DIRECTIONS: Extract all lines in the data that contain the word "screenshot".

[Collected data]
———
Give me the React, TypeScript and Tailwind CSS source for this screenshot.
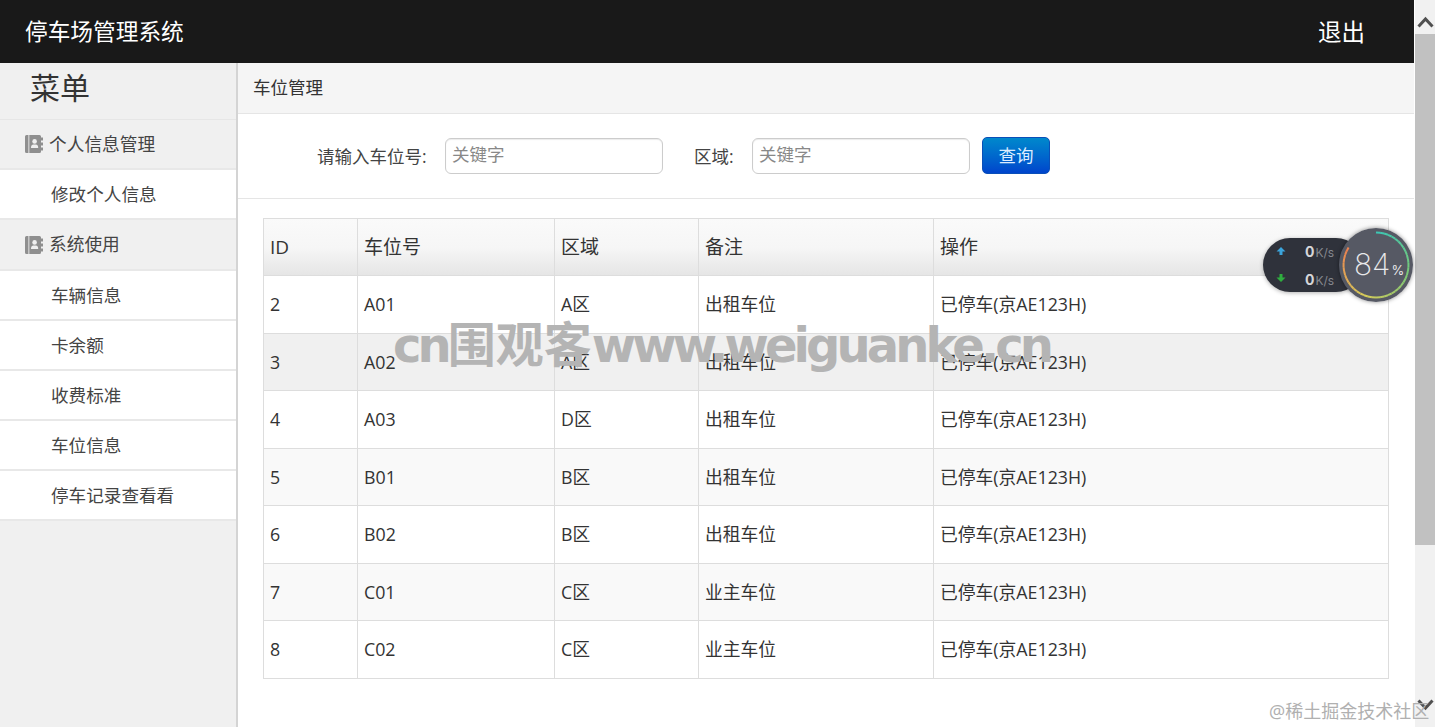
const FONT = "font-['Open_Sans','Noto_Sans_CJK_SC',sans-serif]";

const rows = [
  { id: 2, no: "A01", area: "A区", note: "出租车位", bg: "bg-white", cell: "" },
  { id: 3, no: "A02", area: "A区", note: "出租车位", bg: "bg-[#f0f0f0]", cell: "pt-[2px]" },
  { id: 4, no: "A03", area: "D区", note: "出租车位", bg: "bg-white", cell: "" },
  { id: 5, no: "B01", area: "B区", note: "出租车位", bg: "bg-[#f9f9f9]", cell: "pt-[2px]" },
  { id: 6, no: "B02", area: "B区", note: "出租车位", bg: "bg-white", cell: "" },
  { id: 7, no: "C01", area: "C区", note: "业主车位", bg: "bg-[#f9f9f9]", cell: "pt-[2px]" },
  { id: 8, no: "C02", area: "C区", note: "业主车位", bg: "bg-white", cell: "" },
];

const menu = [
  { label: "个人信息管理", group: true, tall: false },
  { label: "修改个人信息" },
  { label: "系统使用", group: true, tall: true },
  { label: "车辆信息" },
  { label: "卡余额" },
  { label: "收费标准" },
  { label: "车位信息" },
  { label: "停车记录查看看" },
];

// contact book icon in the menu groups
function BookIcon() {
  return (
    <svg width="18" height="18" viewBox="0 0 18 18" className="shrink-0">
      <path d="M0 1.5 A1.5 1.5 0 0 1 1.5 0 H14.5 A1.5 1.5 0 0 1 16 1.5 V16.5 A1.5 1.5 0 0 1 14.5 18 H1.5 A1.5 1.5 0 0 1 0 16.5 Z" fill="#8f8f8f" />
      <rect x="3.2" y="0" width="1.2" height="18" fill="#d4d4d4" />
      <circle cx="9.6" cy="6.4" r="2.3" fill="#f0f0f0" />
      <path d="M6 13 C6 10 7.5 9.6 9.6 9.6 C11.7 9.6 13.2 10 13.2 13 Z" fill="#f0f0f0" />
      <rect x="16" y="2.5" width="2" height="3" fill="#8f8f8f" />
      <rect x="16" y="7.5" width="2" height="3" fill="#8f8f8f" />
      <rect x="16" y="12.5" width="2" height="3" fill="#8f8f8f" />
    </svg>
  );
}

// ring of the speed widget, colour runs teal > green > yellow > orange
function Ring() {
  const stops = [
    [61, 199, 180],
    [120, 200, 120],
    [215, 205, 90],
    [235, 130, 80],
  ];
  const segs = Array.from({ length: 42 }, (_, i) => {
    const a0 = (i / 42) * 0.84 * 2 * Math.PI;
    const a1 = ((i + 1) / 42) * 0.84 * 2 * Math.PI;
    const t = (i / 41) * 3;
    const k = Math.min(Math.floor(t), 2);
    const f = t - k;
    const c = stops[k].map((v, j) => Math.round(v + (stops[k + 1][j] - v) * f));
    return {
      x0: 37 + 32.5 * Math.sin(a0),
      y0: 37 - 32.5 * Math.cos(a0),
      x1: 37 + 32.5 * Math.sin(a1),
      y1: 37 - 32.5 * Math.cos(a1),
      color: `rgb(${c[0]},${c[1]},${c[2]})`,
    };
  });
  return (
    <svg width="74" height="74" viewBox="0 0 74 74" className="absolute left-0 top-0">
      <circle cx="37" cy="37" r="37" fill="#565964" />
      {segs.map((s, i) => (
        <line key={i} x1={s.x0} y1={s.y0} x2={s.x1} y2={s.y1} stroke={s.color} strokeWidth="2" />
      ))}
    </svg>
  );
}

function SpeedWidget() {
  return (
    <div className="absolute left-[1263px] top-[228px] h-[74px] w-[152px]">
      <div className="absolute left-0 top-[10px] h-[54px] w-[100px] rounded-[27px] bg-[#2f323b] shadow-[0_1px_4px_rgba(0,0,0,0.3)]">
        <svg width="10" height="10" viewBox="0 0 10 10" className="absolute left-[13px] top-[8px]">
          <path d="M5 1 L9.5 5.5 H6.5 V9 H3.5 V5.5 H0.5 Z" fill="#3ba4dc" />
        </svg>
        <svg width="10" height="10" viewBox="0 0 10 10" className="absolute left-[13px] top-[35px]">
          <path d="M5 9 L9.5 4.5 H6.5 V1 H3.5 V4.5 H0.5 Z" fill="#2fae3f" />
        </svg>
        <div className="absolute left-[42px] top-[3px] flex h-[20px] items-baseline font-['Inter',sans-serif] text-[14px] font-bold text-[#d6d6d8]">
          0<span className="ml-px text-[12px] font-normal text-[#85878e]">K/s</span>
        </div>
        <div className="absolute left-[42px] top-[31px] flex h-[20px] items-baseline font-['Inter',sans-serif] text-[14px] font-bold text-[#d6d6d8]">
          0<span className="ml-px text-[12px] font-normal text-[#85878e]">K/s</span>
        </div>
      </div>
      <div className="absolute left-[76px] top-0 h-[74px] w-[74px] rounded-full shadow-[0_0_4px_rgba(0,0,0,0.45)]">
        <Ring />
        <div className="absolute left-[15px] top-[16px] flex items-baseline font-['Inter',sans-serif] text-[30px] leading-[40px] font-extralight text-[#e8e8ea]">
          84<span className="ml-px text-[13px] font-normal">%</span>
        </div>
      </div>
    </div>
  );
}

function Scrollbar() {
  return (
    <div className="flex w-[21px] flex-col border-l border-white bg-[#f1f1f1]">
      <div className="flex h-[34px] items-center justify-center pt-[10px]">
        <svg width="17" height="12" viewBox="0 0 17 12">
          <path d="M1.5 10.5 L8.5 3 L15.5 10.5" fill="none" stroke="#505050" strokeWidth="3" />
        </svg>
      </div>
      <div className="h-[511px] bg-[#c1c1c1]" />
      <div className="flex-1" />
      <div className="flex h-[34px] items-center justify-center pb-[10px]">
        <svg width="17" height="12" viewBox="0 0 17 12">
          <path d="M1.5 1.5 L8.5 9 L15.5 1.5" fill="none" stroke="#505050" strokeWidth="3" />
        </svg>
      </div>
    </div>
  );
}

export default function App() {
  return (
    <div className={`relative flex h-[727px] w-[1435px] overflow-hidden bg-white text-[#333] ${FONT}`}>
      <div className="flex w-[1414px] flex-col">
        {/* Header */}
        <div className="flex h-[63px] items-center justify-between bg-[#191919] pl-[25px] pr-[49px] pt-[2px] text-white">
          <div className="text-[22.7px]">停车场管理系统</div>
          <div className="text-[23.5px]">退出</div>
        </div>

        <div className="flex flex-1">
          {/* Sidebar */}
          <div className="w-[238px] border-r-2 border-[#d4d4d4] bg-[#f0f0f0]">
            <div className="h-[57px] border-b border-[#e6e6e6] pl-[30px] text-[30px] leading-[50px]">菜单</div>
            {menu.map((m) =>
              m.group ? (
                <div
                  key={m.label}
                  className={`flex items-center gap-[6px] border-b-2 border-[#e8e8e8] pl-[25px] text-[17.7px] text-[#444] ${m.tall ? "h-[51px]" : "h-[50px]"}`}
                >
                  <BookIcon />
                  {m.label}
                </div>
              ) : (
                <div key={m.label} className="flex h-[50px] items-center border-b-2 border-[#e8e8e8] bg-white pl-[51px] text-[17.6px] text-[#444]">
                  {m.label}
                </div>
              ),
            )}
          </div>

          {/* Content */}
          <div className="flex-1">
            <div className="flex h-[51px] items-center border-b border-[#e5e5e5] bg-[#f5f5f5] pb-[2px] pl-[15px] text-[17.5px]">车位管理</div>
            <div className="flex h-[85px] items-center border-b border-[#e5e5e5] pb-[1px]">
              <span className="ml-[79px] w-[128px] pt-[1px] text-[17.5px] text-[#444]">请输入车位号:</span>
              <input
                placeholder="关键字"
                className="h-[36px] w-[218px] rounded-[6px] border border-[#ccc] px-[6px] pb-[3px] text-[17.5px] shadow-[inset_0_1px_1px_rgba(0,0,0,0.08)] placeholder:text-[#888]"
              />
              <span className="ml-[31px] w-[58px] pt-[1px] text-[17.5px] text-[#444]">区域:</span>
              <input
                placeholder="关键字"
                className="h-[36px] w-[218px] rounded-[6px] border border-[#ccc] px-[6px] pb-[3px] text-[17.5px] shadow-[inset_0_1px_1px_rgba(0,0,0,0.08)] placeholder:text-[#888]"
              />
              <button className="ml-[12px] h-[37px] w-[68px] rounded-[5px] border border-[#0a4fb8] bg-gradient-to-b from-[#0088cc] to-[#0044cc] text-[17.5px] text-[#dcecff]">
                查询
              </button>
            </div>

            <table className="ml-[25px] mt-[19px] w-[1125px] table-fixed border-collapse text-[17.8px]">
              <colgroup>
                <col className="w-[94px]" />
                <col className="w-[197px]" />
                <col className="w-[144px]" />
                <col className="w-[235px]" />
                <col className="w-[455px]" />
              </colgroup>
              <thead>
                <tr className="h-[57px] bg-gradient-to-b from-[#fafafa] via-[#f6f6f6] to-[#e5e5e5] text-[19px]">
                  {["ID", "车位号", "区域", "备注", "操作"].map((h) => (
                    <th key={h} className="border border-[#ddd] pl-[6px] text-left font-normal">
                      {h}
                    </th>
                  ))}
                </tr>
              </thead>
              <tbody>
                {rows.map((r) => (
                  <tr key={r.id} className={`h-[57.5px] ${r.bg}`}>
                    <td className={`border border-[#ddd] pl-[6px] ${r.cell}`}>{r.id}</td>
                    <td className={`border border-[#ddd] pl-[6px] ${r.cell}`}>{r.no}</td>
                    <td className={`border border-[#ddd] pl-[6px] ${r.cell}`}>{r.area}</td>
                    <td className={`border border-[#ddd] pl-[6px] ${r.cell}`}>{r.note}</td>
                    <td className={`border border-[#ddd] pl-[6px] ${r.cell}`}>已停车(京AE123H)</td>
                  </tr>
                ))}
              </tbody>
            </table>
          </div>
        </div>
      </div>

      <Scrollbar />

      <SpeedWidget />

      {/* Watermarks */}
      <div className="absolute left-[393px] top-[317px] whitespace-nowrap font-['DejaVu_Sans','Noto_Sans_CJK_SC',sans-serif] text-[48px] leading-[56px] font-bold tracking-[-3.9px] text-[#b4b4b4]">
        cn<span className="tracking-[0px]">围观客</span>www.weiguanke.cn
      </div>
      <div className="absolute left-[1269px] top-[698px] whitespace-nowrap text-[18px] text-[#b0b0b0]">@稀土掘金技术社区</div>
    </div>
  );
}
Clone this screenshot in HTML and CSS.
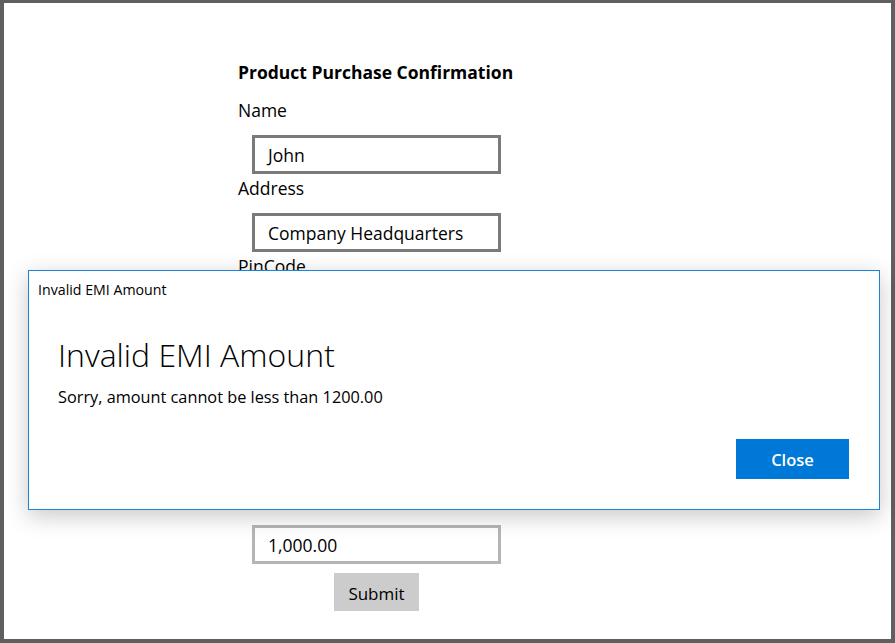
———
EXERCISE OUTPUT:
Give me the React, TypeScript and Tailwind CSS source for this screenshot.
Clone this screenshot in HTML and CSS.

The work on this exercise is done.